Still lit and covered with memories that we have collected over the last 14 years, it continues to stand atop a trunk in the corner of the living room, a surviving soldier, weary but triumphant at the end of a whirlwind Christmas season. It’s branches are drooping, as if the tree was made of wax and is beginning to melt. Several ornaments have been casually moved further back on the branch to prevent their early demise. The tree has begun to create a natural pine needle mulch for the floor, which is encouraged every time someone walks past or breathes in the general direction of “Old Faithful”.
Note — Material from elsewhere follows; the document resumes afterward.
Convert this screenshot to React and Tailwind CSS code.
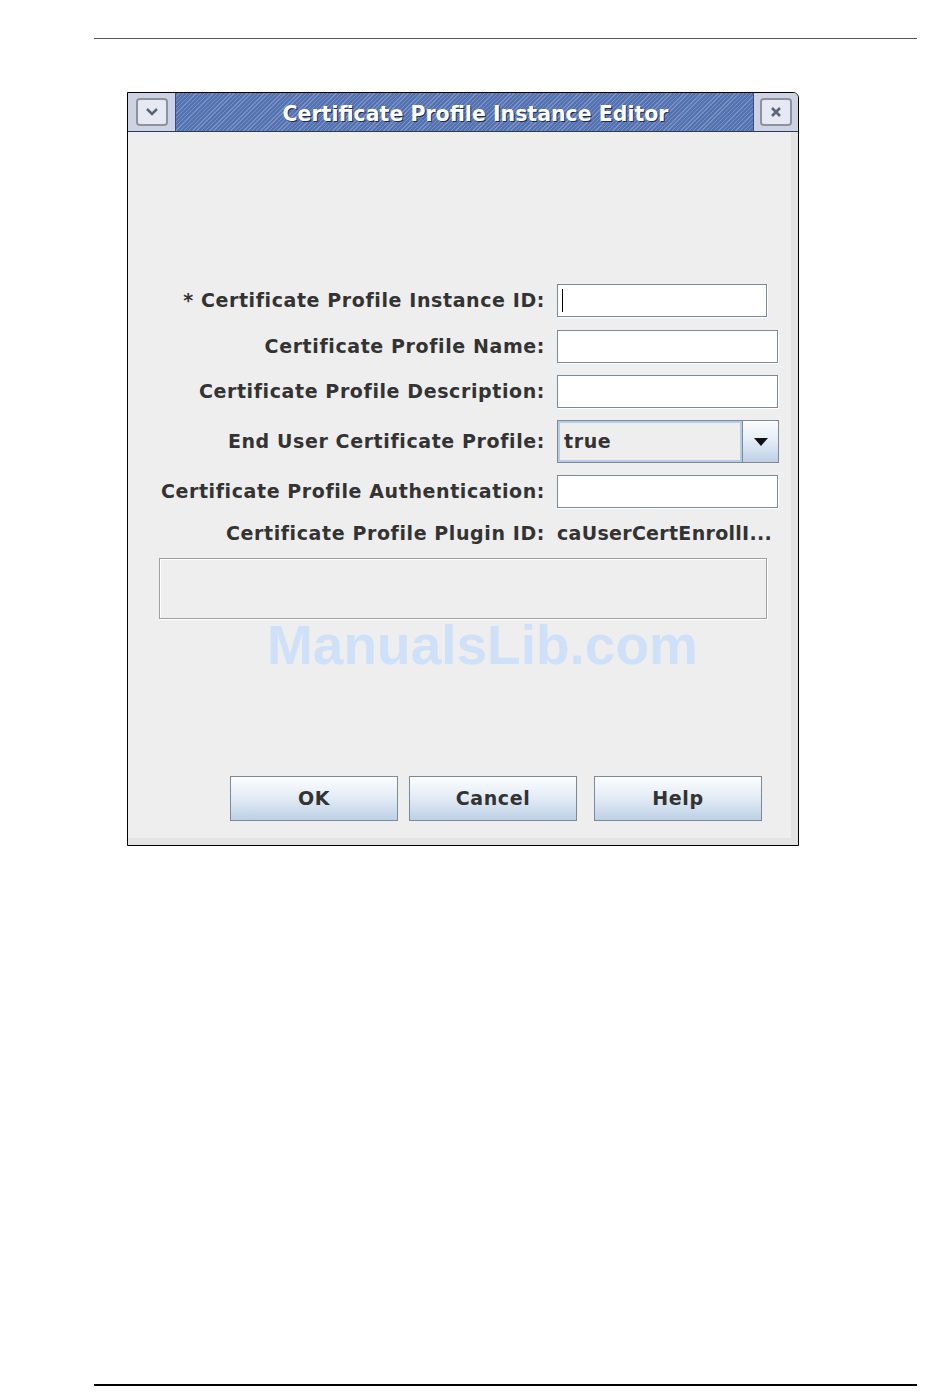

Driving home from dinner out on Friday night, we noticed a neighbor’s tree laying by the road for trash pick up and my son snorted, “Quitters.” We are not that. We are not Christmas tree quitters. We are the last to leave the party. We are there when they turn the lights on at the bar.
Why hang onto the dead tree? It was dead the day we brought it home and it’s only gotten….more dead. It brought us light and cheer and merriment. It did it’s job and did it well. Putting up a Christmas tree, we built anticipation, created wonder, made memories. Taking a tree down feels like deflating a balloon.
Would an artificial tree solve the dilemma? Or simply postpone the inevitable? We could take it down in February, but risk being like the guy who is still in college after six years without a declared major. Past our prime, overstaying our welcome.
No, it’s best I just suck it up and take down the dead tree. Say goodbye to the crunchy, brittle conifer that held our dreams for a short while. Watch him through the window as he lays on the compost pile to possibly become shelter for bunnies and squirrels. Or, as we ceremoniously did several years ago, let it become the incredibly flammable fuel for a large bonfire that made the fire department show up unannounced.
Next year the struggle will be the same. Different dead tree, same corner. So I’ll raise my glass and give a toast to an inanimate object that buoys my heart and emotions, even if for just a little while. Then I’ll ceremoniously un-decorate and say goodbye.